Cloud gaming is not disappearing. The underlying technology is too valuable, and the convenience it offers is real. However, its future likely depends on how platforms address the issues highlighted by situations like Luna. Several paths are possible:

  • Greater Transparency – Platforms may need to clearly communicate the risks associated with cloud-based purchases. This includes outlining what happens if services change or shut down.
  • Stronger Consumer Protections – Refund policies, transfer options, or guarantees of continued access could become standard expectations. Without these protections, adoption may stall.
  • Integration with Existing Ecosystems – Cloud services that enhance existing ownership models rather than replacing them may gain traction. Streaming as an extension of ownership, not a substitute, offers a more stable value proposition.
  • Focus on Temporary Access Models – Subscription-based access, where expectations are clearly defined, may continue to grow. These models avoid the ambiguity of selling games that may later disappear.

A Reminder for Players

For players, especially those invested in long-term competitive ecosystems, the lesson is straightforward. Understand what you are buying.

A game purchased through a traditional platform offers a different level of security than one tied exclusively to a cloud service. The convenience of streaming comes with trade-offs that are not always immediately visible.

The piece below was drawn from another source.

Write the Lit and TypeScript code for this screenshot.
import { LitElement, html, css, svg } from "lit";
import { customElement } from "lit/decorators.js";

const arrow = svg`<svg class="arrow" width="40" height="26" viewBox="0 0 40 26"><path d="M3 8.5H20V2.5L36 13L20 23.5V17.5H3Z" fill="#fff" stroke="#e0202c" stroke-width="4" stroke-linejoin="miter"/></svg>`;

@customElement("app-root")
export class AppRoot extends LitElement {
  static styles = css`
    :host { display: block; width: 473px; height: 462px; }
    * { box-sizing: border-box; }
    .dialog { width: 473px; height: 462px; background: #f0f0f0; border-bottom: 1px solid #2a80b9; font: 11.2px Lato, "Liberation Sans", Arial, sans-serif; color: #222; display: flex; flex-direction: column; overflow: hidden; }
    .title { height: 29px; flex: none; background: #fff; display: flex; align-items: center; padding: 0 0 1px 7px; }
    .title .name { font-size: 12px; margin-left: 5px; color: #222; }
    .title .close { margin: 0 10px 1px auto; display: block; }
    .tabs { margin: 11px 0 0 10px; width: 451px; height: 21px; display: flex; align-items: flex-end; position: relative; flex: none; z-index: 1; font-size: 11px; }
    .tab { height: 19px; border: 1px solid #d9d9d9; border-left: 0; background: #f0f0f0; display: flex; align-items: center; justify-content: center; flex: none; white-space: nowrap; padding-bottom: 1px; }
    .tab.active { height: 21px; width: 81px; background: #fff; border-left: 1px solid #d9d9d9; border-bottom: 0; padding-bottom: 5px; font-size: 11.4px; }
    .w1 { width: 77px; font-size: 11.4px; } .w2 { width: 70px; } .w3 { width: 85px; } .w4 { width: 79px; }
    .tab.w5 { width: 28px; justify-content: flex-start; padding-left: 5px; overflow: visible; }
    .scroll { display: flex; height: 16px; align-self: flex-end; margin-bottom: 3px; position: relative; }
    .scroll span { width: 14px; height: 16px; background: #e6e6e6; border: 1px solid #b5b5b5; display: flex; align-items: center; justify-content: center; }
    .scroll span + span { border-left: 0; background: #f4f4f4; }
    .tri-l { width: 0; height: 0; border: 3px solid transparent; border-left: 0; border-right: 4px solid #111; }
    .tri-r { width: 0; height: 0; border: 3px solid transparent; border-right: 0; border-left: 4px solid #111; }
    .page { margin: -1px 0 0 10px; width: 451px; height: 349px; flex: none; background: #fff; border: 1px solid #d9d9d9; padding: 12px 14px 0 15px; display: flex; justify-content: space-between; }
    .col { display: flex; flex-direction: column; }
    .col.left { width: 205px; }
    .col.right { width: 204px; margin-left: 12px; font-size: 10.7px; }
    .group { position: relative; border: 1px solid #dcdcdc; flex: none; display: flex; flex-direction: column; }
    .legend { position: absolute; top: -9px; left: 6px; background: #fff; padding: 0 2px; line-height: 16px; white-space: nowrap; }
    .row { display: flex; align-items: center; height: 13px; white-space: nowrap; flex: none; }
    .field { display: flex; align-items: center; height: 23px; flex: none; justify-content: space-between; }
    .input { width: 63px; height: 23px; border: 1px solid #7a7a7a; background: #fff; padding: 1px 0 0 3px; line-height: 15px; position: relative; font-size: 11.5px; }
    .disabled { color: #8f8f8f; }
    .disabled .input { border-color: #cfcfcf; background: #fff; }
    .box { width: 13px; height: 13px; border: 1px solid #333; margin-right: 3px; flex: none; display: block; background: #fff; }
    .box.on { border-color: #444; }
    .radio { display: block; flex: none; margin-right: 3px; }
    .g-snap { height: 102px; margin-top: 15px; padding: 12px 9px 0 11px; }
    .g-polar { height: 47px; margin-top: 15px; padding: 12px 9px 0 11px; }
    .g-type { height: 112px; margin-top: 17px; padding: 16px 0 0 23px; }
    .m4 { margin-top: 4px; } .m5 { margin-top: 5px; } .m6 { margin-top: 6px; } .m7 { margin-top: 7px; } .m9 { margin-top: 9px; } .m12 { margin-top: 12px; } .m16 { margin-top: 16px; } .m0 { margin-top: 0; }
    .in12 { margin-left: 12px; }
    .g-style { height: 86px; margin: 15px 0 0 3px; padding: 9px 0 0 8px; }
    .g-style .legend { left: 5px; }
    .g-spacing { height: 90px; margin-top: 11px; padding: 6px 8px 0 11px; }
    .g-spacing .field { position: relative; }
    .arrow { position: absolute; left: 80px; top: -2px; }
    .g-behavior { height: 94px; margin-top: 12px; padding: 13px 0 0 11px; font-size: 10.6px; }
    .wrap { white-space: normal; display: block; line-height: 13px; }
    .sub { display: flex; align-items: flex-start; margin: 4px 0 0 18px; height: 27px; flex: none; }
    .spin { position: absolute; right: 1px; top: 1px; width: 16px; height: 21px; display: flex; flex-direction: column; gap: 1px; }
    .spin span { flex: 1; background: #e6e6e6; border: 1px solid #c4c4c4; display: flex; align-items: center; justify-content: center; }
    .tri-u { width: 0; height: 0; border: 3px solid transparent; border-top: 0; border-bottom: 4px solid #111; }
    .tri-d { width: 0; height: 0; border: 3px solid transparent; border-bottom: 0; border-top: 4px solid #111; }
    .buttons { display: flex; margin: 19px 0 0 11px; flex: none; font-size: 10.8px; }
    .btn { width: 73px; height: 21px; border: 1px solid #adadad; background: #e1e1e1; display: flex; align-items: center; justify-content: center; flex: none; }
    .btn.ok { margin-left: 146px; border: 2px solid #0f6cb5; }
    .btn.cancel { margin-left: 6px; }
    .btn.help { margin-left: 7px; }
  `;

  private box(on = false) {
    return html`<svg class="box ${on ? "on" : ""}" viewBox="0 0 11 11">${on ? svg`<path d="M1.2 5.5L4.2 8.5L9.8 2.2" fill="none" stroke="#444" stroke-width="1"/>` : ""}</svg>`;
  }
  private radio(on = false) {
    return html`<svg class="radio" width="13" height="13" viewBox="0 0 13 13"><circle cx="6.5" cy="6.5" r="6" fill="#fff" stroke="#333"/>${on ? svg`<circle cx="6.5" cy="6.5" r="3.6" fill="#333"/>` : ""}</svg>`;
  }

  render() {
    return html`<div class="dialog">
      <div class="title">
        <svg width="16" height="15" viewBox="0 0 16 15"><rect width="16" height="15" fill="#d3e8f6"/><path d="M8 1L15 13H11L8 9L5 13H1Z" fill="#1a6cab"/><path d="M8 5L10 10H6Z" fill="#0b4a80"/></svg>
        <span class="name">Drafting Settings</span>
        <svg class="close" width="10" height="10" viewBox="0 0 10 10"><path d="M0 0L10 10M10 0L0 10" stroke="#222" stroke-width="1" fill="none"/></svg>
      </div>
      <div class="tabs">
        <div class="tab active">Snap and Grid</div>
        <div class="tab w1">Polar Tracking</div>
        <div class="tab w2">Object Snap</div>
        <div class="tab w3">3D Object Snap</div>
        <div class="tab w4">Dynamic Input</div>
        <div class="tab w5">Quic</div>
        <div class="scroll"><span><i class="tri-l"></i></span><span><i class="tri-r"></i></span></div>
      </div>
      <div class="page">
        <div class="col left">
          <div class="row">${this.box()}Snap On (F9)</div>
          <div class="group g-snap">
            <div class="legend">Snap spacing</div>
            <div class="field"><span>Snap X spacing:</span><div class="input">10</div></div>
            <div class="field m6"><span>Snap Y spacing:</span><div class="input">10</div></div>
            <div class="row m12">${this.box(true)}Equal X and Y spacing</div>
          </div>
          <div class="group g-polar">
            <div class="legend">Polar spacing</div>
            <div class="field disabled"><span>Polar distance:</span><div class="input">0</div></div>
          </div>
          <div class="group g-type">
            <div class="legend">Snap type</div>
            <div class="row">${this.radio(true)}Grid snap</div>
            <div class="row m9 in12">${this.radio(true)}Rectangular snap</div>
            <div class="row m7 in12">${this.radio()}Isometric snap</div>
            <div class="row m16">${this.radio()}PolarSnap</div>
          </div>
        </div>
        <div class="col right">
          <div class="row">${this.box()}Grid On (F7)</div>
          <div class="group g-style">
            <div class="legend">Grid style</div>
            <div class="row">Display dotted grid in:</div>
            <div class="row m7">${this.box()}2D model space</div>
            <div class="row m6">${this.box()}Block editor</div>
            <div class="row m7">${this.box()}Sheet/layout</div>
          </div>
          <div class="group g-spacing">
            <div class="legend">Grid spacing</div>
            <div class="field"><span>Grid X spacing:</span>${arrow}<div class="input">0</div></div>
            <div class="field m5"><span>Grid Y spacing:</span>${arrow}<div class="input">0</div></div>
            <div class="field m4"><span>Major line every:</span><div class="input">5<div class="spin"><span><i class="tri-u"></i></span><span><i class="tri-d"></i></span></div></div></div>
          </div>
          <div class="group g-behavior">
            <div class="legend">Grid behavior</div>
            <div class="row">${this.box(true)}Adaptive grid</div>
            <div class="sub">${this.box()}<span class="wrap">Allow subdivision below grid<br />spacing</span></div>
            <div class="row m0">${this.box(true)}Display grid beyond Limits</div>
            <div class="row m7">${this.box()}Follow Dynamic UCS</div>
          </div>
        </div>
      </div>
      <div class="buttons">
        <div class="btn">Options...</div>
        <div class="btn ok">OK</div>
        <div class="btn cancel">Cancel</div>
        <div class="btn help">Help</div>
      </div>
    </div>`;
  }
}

That does not mean cloud gaming has no place. It can be a powerful tool for discovery, accessibility, and convenience. But relying on it as a primary means of ownership carries risks that are becoming increasingly clear.

Closing Thoughts

The situation with Amazon Luna is not just a story about one platform’s struggles. It is a reflection of a broader tension in the gaming industry. Convenience versus control. Access versus ownership. Innovation versus preservation. For a community that has spent decades building competitive history, those trade-offs matter.

As the industry continues to evolve, the question is not whether cloud gaming will play a role. It already does. The question is whether it can coexist with the values that made online gaming communities thrive in the first place. Because if the games themselves become temporary, what happens to the legacy built around them?